Uploading Map to GitHub
The information that can be found below is taken from this presentation. If you wish to learn more about QGIS and GitHub then feel free to look the presentation over.
For this you are going to need a GitHub account Once signed in make a repository by clicking the plus sign near your profile and scrolling down to the “New Repository” button. This will open up a new page. Set the owner and name the repository. You can add a description if you want, make it public or private if you want, and initialize the repository with a README if you want, the first and the last choice are optional. You have created a repository.
The next step involves going to QGIS and installing a plugin that will connect it to the web. Go to the taskbar and click on Plugins then Manage and Install Plugins. Search for a plugin called qgis2web and install it to QGIS. This plugin will showup in the Web section of the taskbar. Go to it and find the plugin, clicking on it will bring up a new window.

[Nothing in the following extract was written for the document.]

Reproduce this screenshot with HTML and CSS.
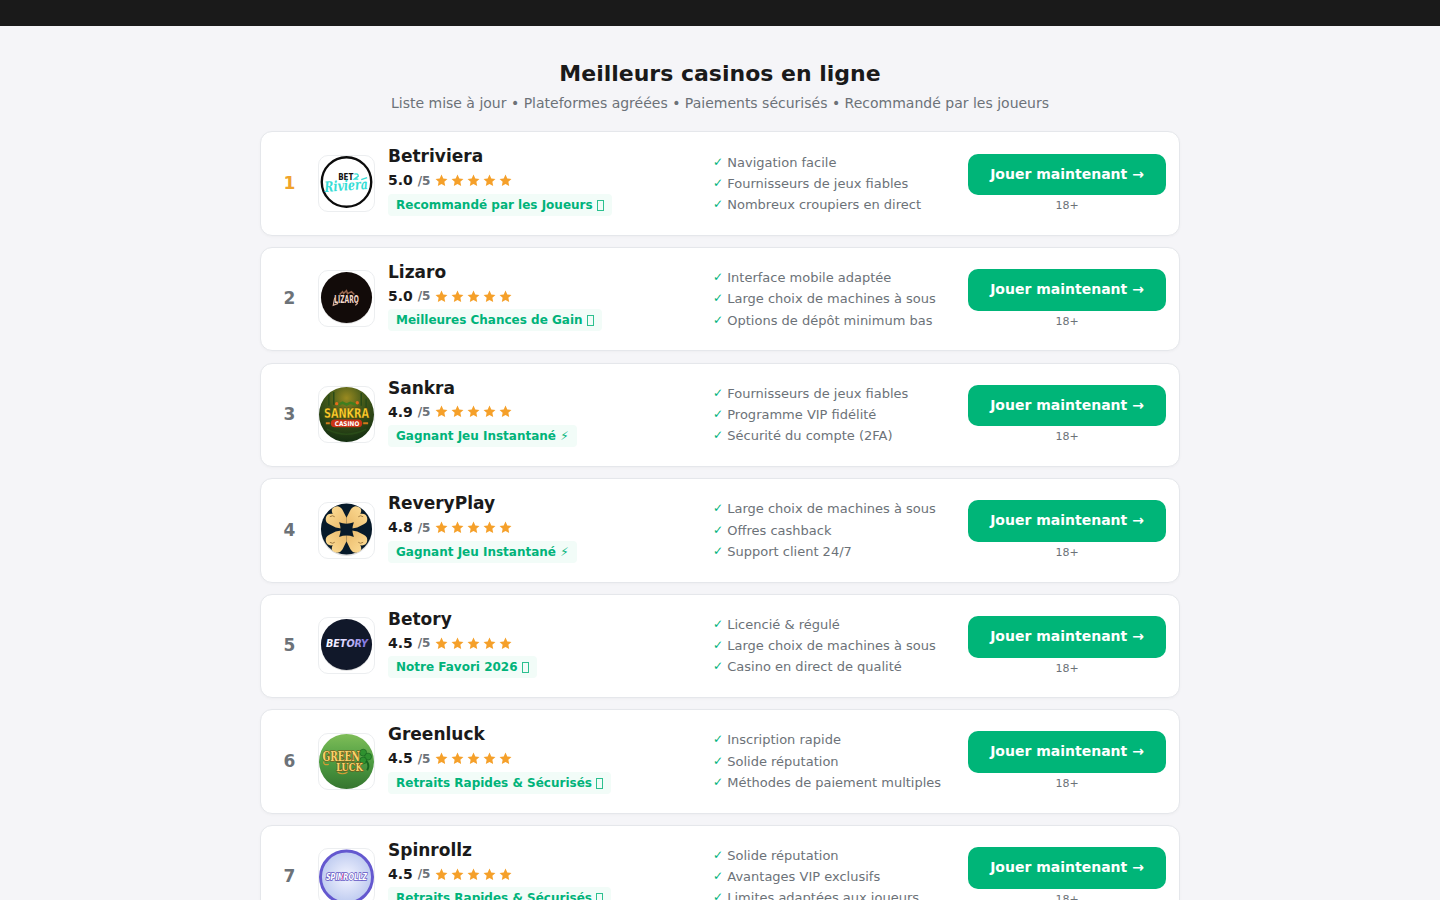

Export your information, making sure that you indicate a specific place to export it to such as near the other map files on the desktop. Within your repository you are going to drag the exported file directly onto the webpage. From there you will go to the settings tab, scroll down to GitHub Pages, select master branch for the Source and choose a theme for the webpage. Back at the repository create a new file called, this will be your homepage.
Once this is completed, open the index file and click on the pencil icon near the History button.
Add the code below to embed the map within your webpage.:
<iframe src=”qgis2web/index.html” allowfullscreen=”” width=”100%”
From there you can go to the settings and change the theme of the webpage to suit your data.